Last but not least, there is the dual benefit in developing surveillance technologies for domestic purposes in that they can subsequently be repurposed for deployment into Iran’s adversaries systems and networks. Developing sophisticated offensive capabilities risks drawing international scrutiny and inviting further sanctions, potentially heightening the threat perceptions of Tehran's neighbors. This, in turn, may accelerate the ongoing cyber arm race in the region by prompting neighboring states to allocate substantial resources towards countering perceived Iranian capabilities. Given these competing priorities and resource constraints, the regime views investment in domestic surveillance as a more cost-effective and immediate means of maintaining control and influence while it continues to rely on its proxies for foreign intelligence/influence.
Overall, Iran's approach towards cybersecurity and artificial intelligence reflects complex dynamics at the intersection of national security strategy, domestic control, and resource limitations. While the nation's forward defense doctrine suggests that Tehran might prioritize robust offensive cyber capabilities, the reality of limited resources and widespread public discontent has led Iranian officials to primarily view cyber tools as both cost effective and discrete means for further strengthening of their already tight grip over the society. This focus on surveillance, with political dissidents as its primary target, highlights the regime's authoritarian tendencies and its reliance on technological innovation for the sole purpose of regime/internal security.
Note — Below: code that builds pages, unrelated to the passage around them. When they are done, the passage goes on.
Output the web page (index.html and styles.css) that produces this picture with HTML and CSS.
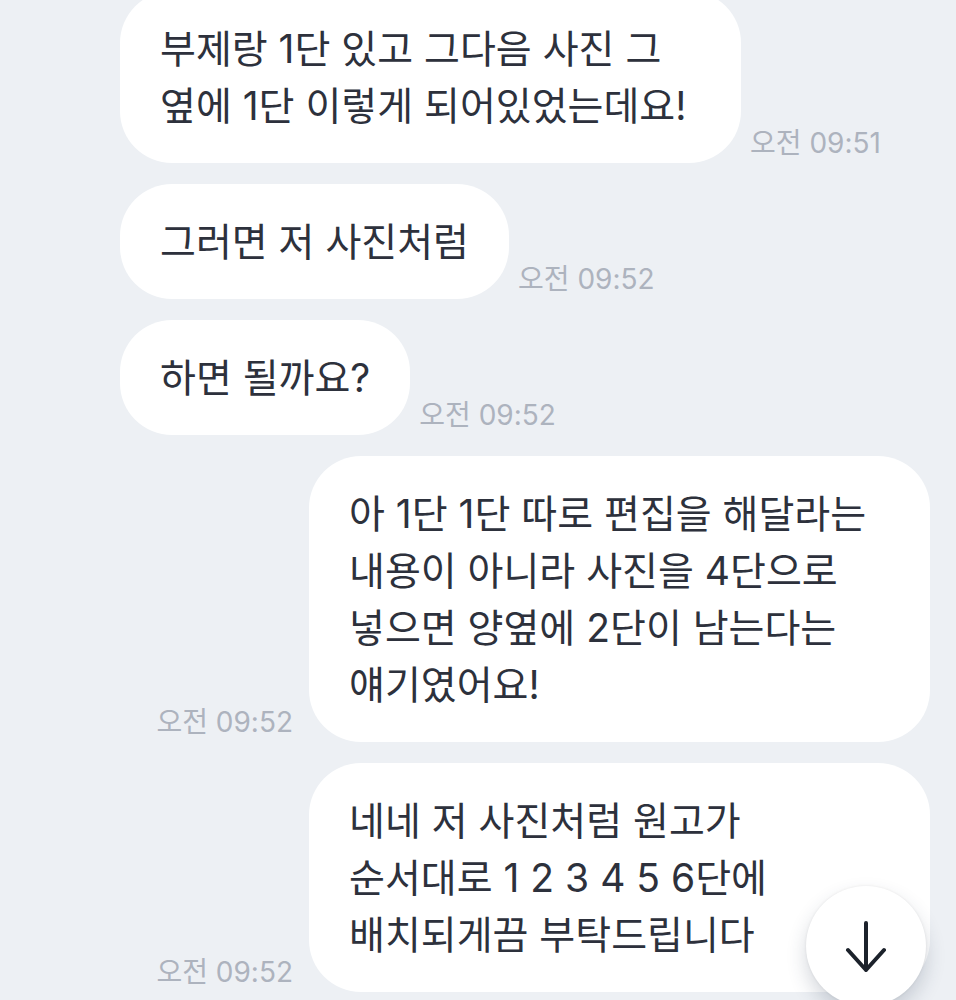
FILE: index.html
```
<!DOCTYPE html>
<html lang="ko">
<head>
  <meta charset="UTF-8">
  <meta name="viewport" content="width=device-width, initial-scale=1">
  <title>채팅</title>
  <link rel="stylesheet" href="styles.css">
</head>
<body>
  <main class="chat">
    <div class="message">
      <p class="bubble">부제랑 1단 있고 그다음 사진 그 옆에 1단 이렇게 되어있었는데요!</p>
      <time class="time">오전 09:51</time>
    </div>
    <div class="message">
      <p class="bubble">그러면 저 사진처럼</p>
      <time class="time">오전 09:52</time>
    </div>
    <div class="message">
      <p class="bubble">하면 될까요?</p>
      <time class="time">오전 09:52</time>
    </div>
    <div class="message mine">
      <p class="bubble">아 1단 1단 따로 편집을 해달라는 내용이 아니라 사진을 4단으로 넣으면 양옆에 2단이 남는다는 얘기였어요!</p>
      <time class="time">오전 09:52</time>
    </div>
    <div class="message mine">
      <p class="bubble">네네 저 사진처럼 원고가 순서대로 1 2 3 4 5 6단에 배치되게끔 부탁드립니다</p>
      <time class="time">오전 09:52</time>
    </div>
  </main>

  <button class="scroll-down" type="button" aria-label="맨 아래로">
    <svg width="42" height="52" viewBox="0 0 42 52" fill="none" stroke="#1c222b" stroke-width="4" stroke-linecap="round" stroke-linejoin="round">
      <path d="M21 3v47M3 30l18 20 18-20"/>
    </svg>
  </button>
</body>
</html>
```

FILE: styles.css
```
* {
  box-sizing: border-box;
}

body {
  margin: 0;
  background: #edf0f4;
  color: #2d313c;
  font-family: Inter, "Noto Sans CJK KR", sans-serif;
  overflow: hidden;
}

.chat {
  display: flex;
  flex-direction: column;
  gap: 21px;
  min-height: 100vh;
  margin-top: -9px;
  padding: 0 26px 0 120px;
}

.message {
  display: flex;
  align-items: flex-end;
  gap: 9px;
}

.bubble {
  max-width: 621px;
  margin: 0;
  padding: 29px 40px;
  border-radius: 52px;
  background: #fff;
  font-size: 39px;
  line-height: 57px;
  word-break: keep-all;
}

.time {
  padding-bottom: 2px;
  color: #adb3be;
  font-size: 28px;
  line-height: 36px;
  white-space: nowrap;
}

.mine {
  flex-direction: row-reverse;
  gap: 16px;
}

.scroll-down {
  position: fixed;
  right: 30px;
  bottom: -6px;
  display: flex;
  align-items: center;
  justify-content: center;
  width: 120px;
  height: 120px;
  padding: 0;
  border: 0;
  border-radius: 50%;
  background: #fff;
  box-shadow: 0 0 3px rgba(0, 0, 0, 0.08), 0 10px 20px rgba(40, 55, 80, 0.2);
  cursor: pointer;
}
```
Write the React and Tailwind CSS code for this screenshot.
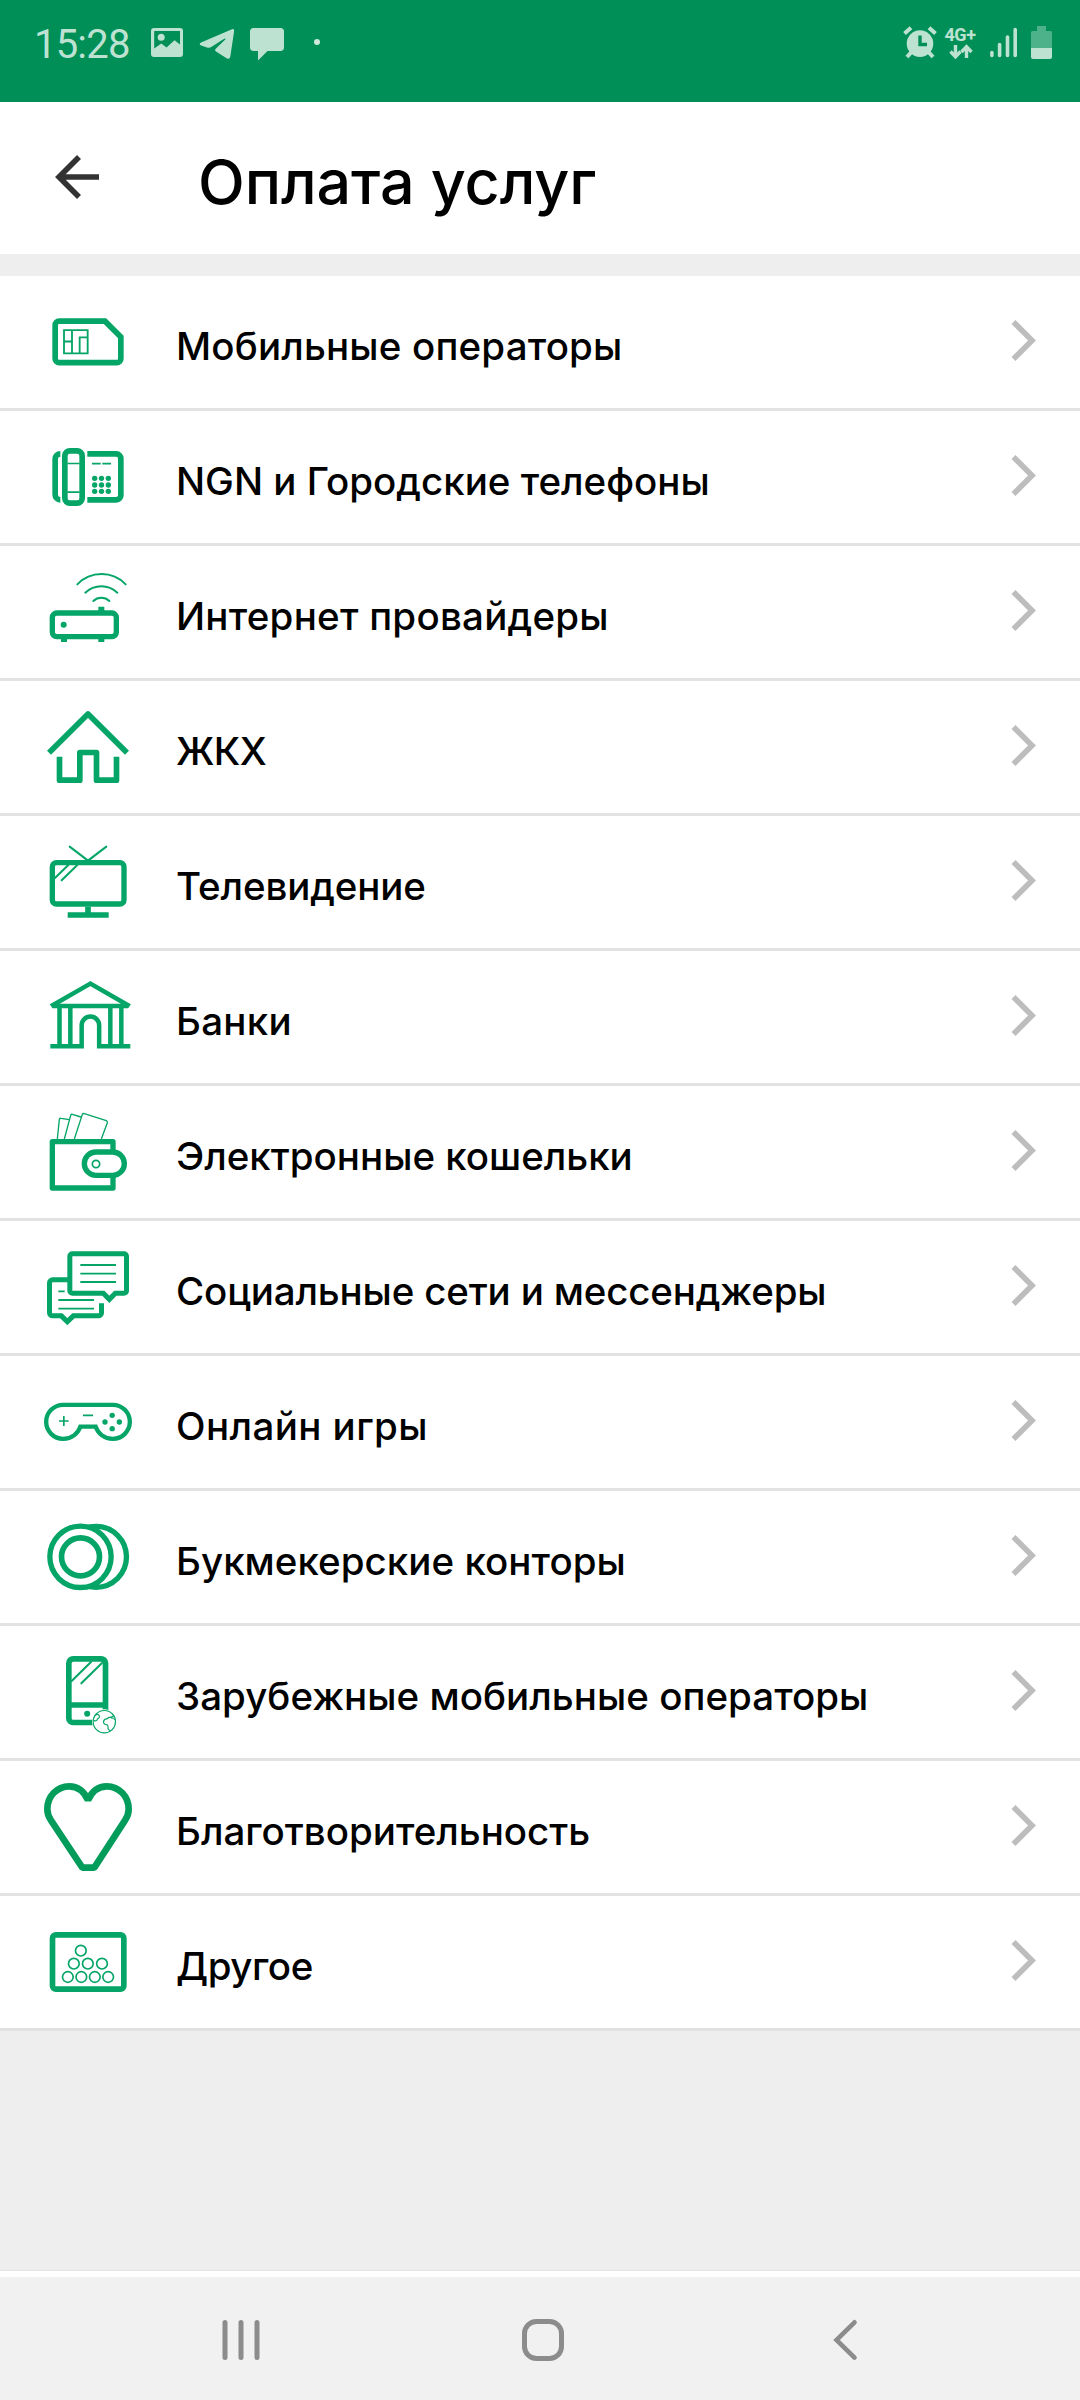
const GREEN = "#04a566";

const services = [
  { label: "Мобильные операторы", Icon: SimIcon, tracking: "tracking-[0.17px]" },
  { label: "NGN и Городские телефоны", Icon: PhoneIcon },
  { label: "Интернет провайдеры", Icon: RouterIcon, tracking: "tracking-[0.24px]" },
  { label: "ЖКХ", Icon: HouseIcon, tracking: "tracking-[-0.5px]" },
  { label: "Телевидение", Icon: TvIcon, tracking: "tracking-[-0.12px]" },
  { label: "Банки", Icon: BankIcon, tracking: "tracking-[0.3px]" },
  { label: "Электронные кошельки", Icon: WalletIcon },
  { label: "Социальные сети и мессенджеры", Icon: ChatsIcon, tracking: "tracking-[-0.16px]" },
  { label: "Онлайн игры", Icon: GamepadIcon, tracking: "tracking-[0.42px]" },
  { label: "Букмекерские конторы", Icon: CoinsIcon, tracking: "tracking-[0.05px]" },
  { label: "Зарубежные мобильные операторы", Icon: MobileGlobeIcon, tracking: "tracking-[0.03px]" },
  { label: "Благотворительность", Icon: HeartIcon },
  { label: "Другое", Icon: OtherIcon, tracking: "tracking-[-0.45px]" },
];

export default function App() {
  return (
    <div className="w-[1080px] h-[2400px] flex flex-col bg-[#eeeeee] font-['Inter',sans-serif] text-black overflow-hidden">
      <StatusBar />
      <Header title="Оплата услуг" />

      <main className="flex-1 pt-[22px] border-b border-[#e2e2e2]">
        {services.map(({ label, Icon, tracking }) => (
          <ServiceRow key={label} label={label} Icon={Icon} tracking={tracking} />
        ))}
      </main>

      <NavBar />
    </div>
  );
}

function Header({ title }) {
  return (
    <header className="h-[152px] shrink-0 bg-white flex items-center pl-[54px]">
      <svg width="46" height="46" viewBox="0 0 46 46" className="shrink-0 -mt-[3px]" fill="none" stroke="#333333" strokeWidth="5.6">
        <path d="M25 3 L5 23 L25 43 M5 23 H45" />
      </svg>
      <h1 className="ml-[98px] mt-[9px] text-[61px] leading-none font-medium tracking-[-0.1px] whitespace-nowrap">
        {title}
      </h1>
    </header>
  );
}

function ServiceRow({ label, Icon, tracking = "tracking-normal" }) {
  return (
    <div className="h-[135px] bg-white border-b-3 border-[#e2e2e2] flex items-center pl-11 pr-[43px]">
      <Icon />
      <span className={`ml-11 mt-[9px] text-[38.5px] leading-none font-medium whitespace-nowrap ${tracking}`}>
        {label}
      </span>
      <svg width="26" height="42" viewBox="0 0 26 42" className="ml-auto -mt-[3px]" fill="none" stroke="#bdbdbd" strokeWidth="5.6">
        <path d="M2.5 2 L21 20.5 L2.5 39" />
      </svg>
    </div>
  );
}

/* ---------- System bars ---------- */

function StatusBar() {
  return (
    <div className="h-[102px] shrink-0 bg-[#008f57] text-[#bde2d2] flex items-start pt-[26px] pl-[34px] pr-7">
      <span className="w-[117px] mt-[-1px] font-['Roboto',sans-serif] text-[40px] leading-[40px] tracking-[-0.8px]">
        15:28
      </span>

      <svg width="32" height="34" viewBox="0 0 32 34" fill="currentColor">
        <path
          fillRule="evenodd"
          d="M3 2 H29 A3 3 0 0 1 32 5 V28 A3 3 0 0 1 29 31 H3 A3 3 0 0 1 0 28 V5 A3 3 0 0 1 3 2 Z M3.2 5 V22.5 L10.3 17.5 L15.5 21.5 L23.5 14.3 L29 18.5 V5 Z"
        />
        <circle cx="10.2" cy="11.2" r="3.5" />
      </svg>
      <svg width="35" height="35" viewBox="0 0 35 35" className="ml-4" fill="currentColor">
        <path d="M33 3.2 Q35.3 2.4 35.2 4.8 L31.3 30.5 Q30.6 34 27.6 32.2 L17 25.6 Q15.4 24.4 16.7 22.8 L26.5 13.3 Q26.8 12 25.2 12.8 L12.6 20.8 Q10.5 22.2 8 21.4 L2.2 19.6 Q-0.6 18.5 2 16.6 Z" />
      </svg>
      <svg width="34" height="36" viewBox="0 0 34 36" className="ml-4" fill="currentColor">
        <path d="M3.5 2 H30.5 A3.3 3.3 0 0 1 34 5.5 V21.5 A3.3 3.3 0 0 1 30.5 25 H17.5 L8 34.5 V25 H3.5 A3.3 3.3 0 0 1 0 21.5 V5.5 A3.3 3.3 0 0 1 3.5 2 Z" />
      </svg>
      <span className="ml-[30px] mt-[13px] size-[6px] rounded-full bg-[#cdeadd]" />

      <svg width="34" height="34" viewBox="0 0 34 34" className="ml-auto" fill="none" stroke="currentColor">
        <circle cx="17" cy="17.6" r="13.3" fill="currentColor" stroke="none" />
        <path d="M1.5 7.5 L8 1.8 M32.5 7.5 L26 1.8" strokeWidth="4" />
        <path d="M8.5 26 L4 31 M25.5 26 L30 31" strokeWidth="4" />
        <path d="M17 9.5 V18.5 H24" stroke="#008f57" strokeWidth="3.4" />
      </svg>
      <div className="ml-[7px] mr-px w-8 flex flex-col items-center">
        <span className="mt-px font-['Roboto',sans-serif] text-[18px] leading-[15px] font-bold tracking-[-0.4px]">4G+</span>
        <svg width="24" height="16" viewBox="0 0 24 16" className="mt-[2px] ml-px" fill="none" stroke="currentColor" strokeWidth="3.4">
          <path d="M6.5 1 V12 M1.5 7.5 L6.5 12.8 L11.5 7.5" />
          <path d="M17.5 14 V3 M12.5 8 L17.5 2.7 L22.5 8" />
        </svg>
      </div>
      <svg width="27" height="34" viewBox="0 0 27 34" className="ml-[13px]" stroke="currentColor" strokeWidth="3.6" strokeLinecap="round">
        <path d="M1.9 26.5 V29.5 M9.6 18.5 V29.5 M17.5 11 V29.5 M25.2 3.5 V29.5" />
      </svg>
      <svg width="21" height="34" viewBox="0 0 21 34" className="ml-[14px]">
        <path d="M6 0 H15 V5 H19.5 A1.5 1.5 0 0 1 21 6.5 V22 H0 V6.5 A1.5 1.5 0 0 1 1.5 5 H6 Z" fill="#4db28a" />
        <path d="M0 22 H21 V31 A2 2 0 0 1 19 33 H2 A2 2 0 0 1 0 31 Z" fill="currentColor" />
      </svg>
    </div>
  );
}

function NavBar() {
  return (
    <nav className="h-[129px] shrink-0 border-t-6 border-white bg-[#f1f1f1] flex items-center pl-[222px] text-[#8c8c8c]">
      <svg width="38" height="42" viewBox="0 0 38 42" className="mt-[3px]" stroke="currentColor" strokeWidth="5" strokeLinecap="round">
        <path d="M3 3.5 V38.5 M19 3.5 V38.5 M35 3.5 V38.5" />
      </svg>
      <svg width="42" height="42" viewBox="0 0 42 42" className="mt-[3px] ml-[262px]" fill="none" stroke="currentColor" strokeWidth="5">
        <rect x="2.5" y="2.5" width="37" height="37" rx="12" />
      </svg>
      <svg width="25" height="42" viewBox="0 0 25 42" className="mt-[3px] ml-[269px]" fill="none" stroke="currentColor" strokeWidth="4.6" strokeLinecap="round">
        <path d="M21.5 3.3 L3.5 21 L21.5 38.7" />
      </svg>
    </nav>
  );
}

/* ---------- Service icons ---------- */

function IconBase({ color = GREEN, children }) {
  return (
    <svg width="88" height="88" viewBox="0 0 264 264" className="shrink-0" fill="none" stroke={color} strokeWidth="16">
      {children}
    </svg>
  );
}

function SimIcon() {
  return (
    <IconBase>
      <path strokeWidth="17" d="M46 69.5 H183 L230.5 117 V182 A12 12 0 0 1 218.5 194 H46 A12 12 0 0 1 33.5 182 V82 A12 12 0 0 1 46 69.5 Z" />
      <path strokeWidth="5.5" d="M60 96.5 H131 V166 H60 Z M84 96.5 V166 M60 130.5 H84 M131 118 H107 V166" />
    </IconBase>
  );
}

function PhoneIcon() {
  return (
    <IconBase>
      <g strokeWidth="17">
        <path d="M49 62.5 A15.5 15.5 0 0 0 33.5 78 V185 A15.5 15.5 0 0 0 49 200.5" />
        <rect x="62.5" y="53.5" width="52" height="157" rx="15" />
        <path d="M130 62.5 H217 A14 14 0 0 1 230.5 76 V187 A14 14 0 0 1 217 200.5 H130" />
      </g>
      <path strokeWidth="5" d="M70 91.5 H107 M70 177.5 H107 M144 92 H170 M175 92 H201" />
      <g fill={GREEN} stroke="none">
        {[136, 156, 175].map((y) =>
          [152, 172.5, 193].map((x) => <circle key={`${x}-${y}`} cx={x} cy={y} r="8" />)
        )}
      </g>
    </IconBase>
  );
}

function RouterIcon() {
  return (
    <IconBase>
      <rect x="25" y="135" width="192" height="71" rx="13" />
      <circle cx="59" cy="170" r="9" fill={GREEN} stroke="none" />
      <path strokeWidth="18" d="M172 116 V132 M60 208 V222 M172 208 V222" />
      <path
        strokeWidth="6"
        strokeLinecap="round"
        d="M148 99 A35 35 0 0 1 196 99 M124 74 A69 69 0 0 1 220 74 M100 49 A101 101 0 0 1 245 49"
      />
    </IconBase>
  );
}

function HouseIcon() {
  return (
    <IconBase>
      <path strokeWidth="17" strokeLinejoin="round" d="M15 149 L132 33 L249 149" />
      <path strokeWidth="17" strokeLinejoin="round" d="M46.5 161 V231.5 H107.5 V148.5 H157.5 V231.5 H217.5 V161" />
    </IconBase>
  );
}

function TvIcon() {
  return (
    <IconBase>
      <rect x="25" y="74" width="215" height="124" rx="12" />
      <path strokeWidth="6" strokeLinecap="round" d="M77 26 L132 68 L187 26" />
      <path strokeWidth="6" strokeLinecap="round" d="M73 81 L32 121 M100 81 L53 127" />
      <path strokeWidth="17" d="M132 206 V224 M71 231 H194" />
    </IconBase>
  );
}

function BankIcon() {
  return (
    <IconBase>
      <g strokeWidth="13.5">
        <path d="M139 32 L27 96 L29 99 H249 L251 96 Z" />
        <path d="M46.5 105 V213 M79 105 V213 M199 105 V213 M232 105 V213" />
        <path d="M19 219.5 H113 V157 A26.2 26.2 0 0 1 165.5 157 V219.5 H259" />
      </g>
    </IconBase>
  );
}

function WalletIcon() {
  return (
    <IconBase>
      <path strokeLinejoin="round" d="M207 128 V101 H25 V240 H207 V206" />
      <rect x="121" y="132" width="120" height="70" rx="35" />
      <circle cx="156" cy="168" r="11" strokeWidth="5" />
      <path
        strokeWidth="4"
        strokeLinejoin="round"
        d="M40 93 L46 34 Q47 30 51 31 L76 35 M61 93 L80 22 Q81 18 85 19 L111 27 M91 93 L115 19 Q117 15 121 17 L187 38 Q191 40 190 44 L172 93"
      />
    </IconBase>
  );
}

function ChatsIcon() {
  return (
    <IconBase>
      <g strokeWidth="15">
        <path d="M85 32.5 H240 A7.5 7.5 0 0 1 247.5 40 V143 A7.5 7.5 0 0 1 240 150.5 H214 L196 169 L178 150.5 H85 A7.5 7.5 0 0 1 77.5 143 V40 A7.5 7.5 0 0 1 85 32.5 Z" />
        <path d="M72 110.5 H26 A9.5 9.5 0 0 0 16.5 120 V209 A9.5 9.5 0 0 0 26 218.5 H52 L70 236 L88 218.5 H163 A9.5 9.5 0 0 0 172.5 209 V181" />
      </g>
      <path strokeWidth="5.5" d="M109 66 H216 M109 92 H216 M109 117 H216 M43 145 H62 M43 171 H150 M43 197 H150" />
    </IconBase>
  );
}

function GamepadIcon() {
  return (
    <IconBase>
      <path
        strokeWidth="13"
        d="M57.5 80.5 H206.5 A51 51 0 0 1 206.5 182.5 C181 182.5 162 167 155 146 H109 C102 167 83 182.5 57.5 182.5 A51 51 0 0 1 57.5 80.5 Z"
      />
      <path strokeWidth="5" d="M45 129 H74 M59.5 114 V144 M117 112 H147" />
      <g fill={GREEN} stroke="none">
        <circle cx="204.5" cy="112" r="8" />
        <circle cx="183" cy="132" r="8" />
        <circle cx="226" cy="132" r="8" />
        <circle cx="204.5" cy="152" r="8" />
      </g>
    </IconBase>
  );
}

function CoinsIcon() {
  return (
    <IconBase>
      <circle cx="156" cy="131.5" r="91.5" />
      <circle cx="109.5" cy="131.5" r="92" fill="white" />
      <circle cx="109.5" cy="131.5" r="57" strokeWidth="17" />
    </IconBase>
  );
}

function MobileGlobeIcon() {
  return (
    <IconBase>
      <rect x="74.5" y="32.5" width="110" height="191" rx="13" strokeWidth="17" />
      <path strokeWidth="17" d="M75 171 H184" />
      <circle cx="129.5" cy="197" r="9" fill={GREEN} stroke="none" />
      <path strokeWidth="6" strokeLinecap="round" d="M141 42 L83 99 M174 45 L112 106" />
      <circle cx="181" cy="221" r="37" fill="white" stroke="none" />
      <g strokeWidth="3.5">
        <circle cx="181" cy="221" r="33.5" />
        <path d="M154 202 Q157 198 163 200 Q168 203 166 208 L160 213 Q160 220 149 218" />
        <path d="M209 205 Q200 208 193 209 Q190 214 184 213 Q177 218 179 225 Q182 231 189 230 Q194 234 192 242 L197 248 M213 215 Q205 208 201 211" />
      </g>
    </IconBase>
  );
}

function HeartIcon() {
  return (
    <IconBase color="#049c5a">
      <path
        strokeWidth="20"
        strokeLinejoin="bevel"
        d="M132 51 C122 29 103 10 76 10 C38 10 10 41 10 78 C10 91 14 102 21 112 L115 254 H151 L243 112 C250 102 254 91 254 78 C254 41 226 10 188 10 C161 10 142 29 132 51 Z"
      />
    </IconBase>
  );
}

function OtherIcon() {
  return (
    <IconBase>
      <rect x="25.5" y="50.5" width="214" height="163" rx="10" strokeWidth="17" />
      <g strokeWidth="5">
        <circle cx="110.5" cy="98" r="16" />
        {[89.5, 131.5, 174].map((x) => (
          <circle key={x} cx={x} cy="137" r="16" />
        ))}
        {[71.5, 112, 152.5, 192.5].map((x) => (
          <circle key={x} cx={x} cy="177" r="16" />
        ))}
      </g>
    </IconBase>
  );
}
It must be noted, however, that the possibility of refitting some of the surveillance technology to serve both domestic control and potential foreign policy objectives underscores the high degree of pragmatism amongst Iranian strategists whose decade long struggle against Western sanctions has forced them to think and act innovatively. As such, to better comprehend the development and utilization of cyberspace and AI in Iran, one needs to reflect not only strategic imperatives but also the regime's broader authoritarian agenda and the constraints it faces on the international stage.